3D data centre room monitoring

Upon the selection of a server of a specific rack, the visualization changes and more detailed information per server is displayed. The close – up view (Fig. 8) contains historical data information which is updated while changing the time or upon a server alternation. The historical data is designated through line charts in a spherical view so as the user to be enclosed in a spherical display of information.

Fig. 8.
figure 8

Close up view

4 Conclusion – Future Work

This paper has presented ongoing work regarding the potential uses of gestural interaction as a means of traveling in virtual reality environments in a natural manner. Four alternatives were implemented and utilized in the demanding context of a data centre room monitoring application, which requires both extensive traveling and fine-tuning the view aspect in-between racks.
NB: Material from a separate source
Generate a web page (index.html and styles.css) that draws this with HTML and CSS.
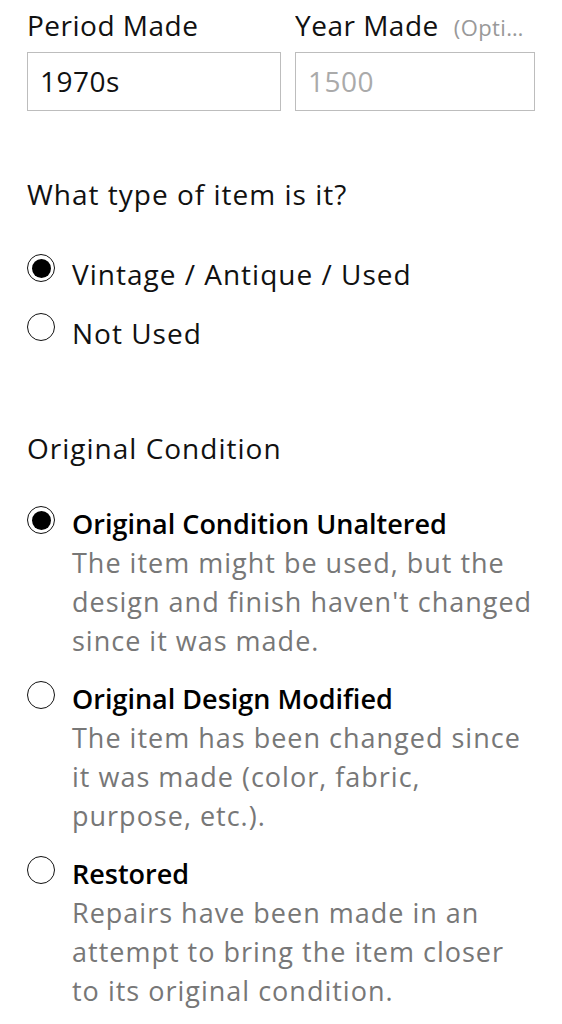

The early users’ comments on applying gestural interaction in combination with VR devices were very encouraging, as the approach proved natural, usable and efficient. The next planes steps involve conducting an extensive evaluation, assessing the users’ preferences both among the proposed alternate gestural approaches and in comparison to more traditional devices.

Virtual reality can be employed to provide improved user experience in the domain of 3D visualizations. The existing VR headsets will be further enhanced with portable and potentially embedded devices such as Leap motion, providing an environment supporting natural interaction which captivates human senses and offers improved perception of 3D spaces.